#### Requirement
Provide the records once more, identical to the original.

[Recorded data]
────────────────────
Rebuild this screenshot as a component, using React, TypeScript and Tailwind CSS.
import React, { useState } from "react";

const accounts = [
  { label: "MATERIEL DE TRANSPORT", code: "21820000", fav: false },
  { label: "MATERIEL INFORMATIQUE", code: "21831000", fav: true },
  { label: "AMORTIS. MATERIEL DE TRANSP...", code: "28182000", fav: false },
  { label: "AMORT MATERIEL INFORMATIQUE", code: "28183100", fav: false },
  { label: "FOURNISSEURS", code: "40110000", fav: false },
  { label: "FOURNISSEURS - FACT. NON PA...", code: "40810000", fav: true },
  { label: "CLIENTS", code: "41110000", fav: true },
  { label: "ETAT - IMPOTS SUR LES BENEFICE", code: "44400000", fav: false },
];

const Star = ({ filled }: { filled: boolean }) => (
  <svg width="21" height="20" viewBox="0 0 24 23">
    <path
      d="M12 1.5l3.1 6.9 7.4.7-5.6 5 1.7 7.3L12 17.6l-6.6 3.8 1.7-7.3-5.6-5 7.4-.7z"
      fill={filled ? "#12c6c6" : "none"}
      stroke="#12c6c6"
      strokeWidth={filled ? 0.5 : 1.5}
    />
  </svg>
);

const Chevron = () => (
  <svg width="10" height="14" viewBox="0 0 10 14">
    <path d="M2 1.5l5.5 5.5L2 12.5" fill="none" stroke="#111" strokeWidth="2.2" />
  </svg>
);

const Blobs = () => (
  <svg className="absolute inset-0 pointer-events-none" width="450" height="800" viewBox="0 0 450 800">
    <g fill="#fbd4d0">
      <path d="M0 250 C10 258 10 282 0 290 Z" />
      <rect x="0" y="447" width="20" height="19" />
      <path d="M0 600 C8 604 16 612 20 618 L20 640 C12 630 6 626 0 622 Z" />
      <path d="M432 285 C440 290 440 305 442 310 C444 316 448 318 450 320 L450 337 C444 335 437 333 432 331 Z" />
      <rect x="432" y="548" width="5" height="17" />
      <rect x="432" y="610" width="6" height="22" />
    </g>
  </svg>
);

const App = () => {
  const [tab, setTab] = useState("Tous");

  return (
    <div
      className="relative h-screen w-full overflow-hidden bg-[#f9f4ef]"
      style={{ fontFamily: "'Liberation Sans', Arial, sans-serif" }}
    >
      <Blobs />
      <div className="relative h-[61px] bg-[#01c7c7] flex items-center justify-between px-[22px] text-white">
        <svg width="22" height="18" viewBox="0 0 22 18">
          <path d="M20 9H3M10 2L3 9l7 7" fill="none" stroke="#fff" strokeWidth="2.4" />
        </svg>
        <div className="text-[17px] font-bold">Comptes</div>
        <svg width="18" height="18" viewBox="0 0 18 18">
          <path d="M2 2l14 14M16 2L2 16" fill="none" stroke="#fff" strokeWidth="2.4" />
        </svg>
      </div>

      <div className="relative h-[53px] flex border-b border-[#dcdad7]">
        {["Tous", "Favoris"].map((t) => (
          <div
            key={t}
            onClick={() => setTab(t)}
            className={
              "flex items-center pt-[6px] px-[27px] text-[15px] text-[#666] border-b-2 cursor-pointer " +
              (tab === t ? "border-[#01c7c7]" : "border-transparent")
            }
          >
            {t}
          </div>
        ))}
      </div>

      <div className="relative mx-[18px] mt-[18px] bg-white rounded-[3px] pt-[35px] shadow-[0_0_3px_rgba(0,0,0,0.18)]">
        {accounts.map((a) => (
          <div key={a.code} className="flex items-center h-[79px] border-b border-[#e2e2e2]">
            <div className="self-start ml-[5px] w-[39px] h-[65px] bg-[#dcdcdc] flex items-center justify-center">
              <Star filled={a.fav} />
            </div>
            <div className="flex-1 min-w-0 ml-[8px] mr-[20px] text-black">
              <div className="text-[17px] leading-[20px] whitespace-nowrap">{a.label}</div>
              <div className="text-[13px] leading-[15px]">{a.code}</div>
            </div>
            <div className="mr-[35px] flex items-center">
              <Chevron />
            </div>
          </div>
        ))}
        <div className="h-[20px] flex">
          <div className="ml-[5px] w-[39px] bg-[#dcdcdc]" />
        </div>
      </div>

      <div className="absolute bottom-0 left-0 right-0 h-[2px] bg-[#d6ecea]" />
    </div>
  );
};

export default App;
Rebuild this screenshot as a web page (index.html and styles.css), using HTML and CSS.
────────────────────
#### Exercise result
Rebuild this screenshot as a component, using React, TypeScript and Tailwind CSS.
import React, { useState } from "react";

const accounts = [
  { label: "MATERIEL DE TRANSPORT", code: "21820000", fav: false },
  { label: "MATERIEL INFORMATIQUE", code: "21831000", fav: true },
  { label: "AMORTIS. MATERIEL DE TRANSP...", code: "28182000", fav: false },
  { label: "AMORT MATERIEL INFORMATIQUE", code: "28183100", fav: false },
  { label: "FOURNISSEURS", code: "40110000", fav: false },
  { label: "FOURNISSEURS - FACT. NON PA...", code: "40810000", fav: true },
  { label: "CLIENTS", code: "41110000", fav: true },
  { label: "ETAT - IMPOTS SUR LES BENEFICE", code: "44400000", fav: false },
];

const Star = ({ filled }: { filled: boolean }) => (
  <svg width="21" height="20" viewBox="0 0 24 23">
    <path
      d="M12 1.5l3.1 6.9 7.4.7-5.6 5 1.7 7.3L12 17.6l-6.6 3.8 1.7-7.3-5.6-5 7.4-.7z"
      fill={filled ? "#12c6c6" : "none"}
      stroke="#12c6c6"
      strokeWidth={filled ? 0.5 : 1.5}
    />
  </svg>
);

const Chevron = () => (
  <svg width="10" height="14" viewBox="0 0 10 14">
    <path d="M2 1.5l5.5 5.5L2 12.5" fill="none" stroke="#111" strokeWidth="2.2" />
  </svg>
);

const Blobs = () => (
  <svg className="absolute inset-0 pointer-events-none" width="450" height="800" viewBox="0 0 450 800">
    <g fill="#fbd4d0">
      <path d="M0 250 C10 258 10 282 0 290 Z" />
      <rect x="0" y="447" width="20" height="19" />
      <path d="M0 600 C8 604 16 612 20 618 L20 640 C12 630 6 626 0 622 Z" />
      <path d="M432 285 C440 290 440 305 442 310 C444 316 448 318 450 320 L450 337 C444 335 437 333 432 331 Z" />
      <rect x="432" y="548" width="5" height="17" />
      <rect x="432" y="610" width="6" height="22" />
    </g>
  </svg>
);

const App = () => {
  const [tab, setTab] = useState("Tous");

  return (
    <div
      className="relative h-screen w-full overflow-hidden bg-[#f9f4ef]"
      style={{ fontFamily: "'Liberation Sans', Arial, sans-serif" }}
    >
      <Blobs />
      <div className="relative h-[61px] bg-[#01c7c7] flex items-center justify-between px-[22px] text-white">
        <svg width="22" height="18" viewBox="0 0 22 18">
          <path d="M20 9H3M10 2L3 9l7 7" fill="none" stroke="#fff" strokeWidth="2.4" />
        </svg>
        <div className="text-[17px] font-bold">Comptes</div>
        <svg width="18" height="18" viewBox="0 0 18 18">
          <path d="M2 2l14 14M16 2L2 16" fill="none" stroke="#fff" strokeWidth="2.4" />
        </svg>
      </div>

      <div className="relative h-[53px] flex border-b border-[#dcdad7]">
        {["Tous", "Favoris"].map((t) => (
          <div
            key={t}
            onClick={() => setTab(t)}
            className={
              "flex items-center pt-[6px] px-[27px] text-[15px] text-[#666] border-b-2 cursor-pointer " +
              (tab === t ? "border-[#01c7c7]" : "border-transparent")
            }
          >
            {t}
          </div>
        ))}
      </div>

      <div className="relative mx-[18px] mt-[18px] bg-white rounded-[3px] pt-[35px] shadow-[0_0_3px_rgba(0,0,0,0.18)]">
        {accounts.map((a) => (
          <div key={a.code} className="flex items-center h-[79px] border-b border-[#e2e2e2]">
            <div className="self-start ml-[5px] w-[39px] h-[65px] bg-[#dcdcdc] flex items-center justify-center">
              <Star filled={a.fav} />
            </div>
            <div className="flex-1 min-w-0 ml-[8px] mr-[20px] text-black">
              <div className="text-[17px] leading-[20px] whitespace-nowrap">{a.label}</div>
              <div className="text-[13px] leading-[15px]">{a.code}</div>
            </div>
            <div className="mr-[35px] flex items-center">
              <Chevron />
            </div>
          </div>
        ))}
        <div className="h-[20px] flex">
          <div className="ml-[5px] w-[39px] bg-[#dcdcdc]" />
        </div>
      </div>

      <div className="absolute bottom-0 left-0 right-0 h-[2px] bg-[#d6ecea]" />
    </div>
  );
};

export default App;
Rebuild this screenshot as a web page (index.html and styles.css), using HTML and CSS.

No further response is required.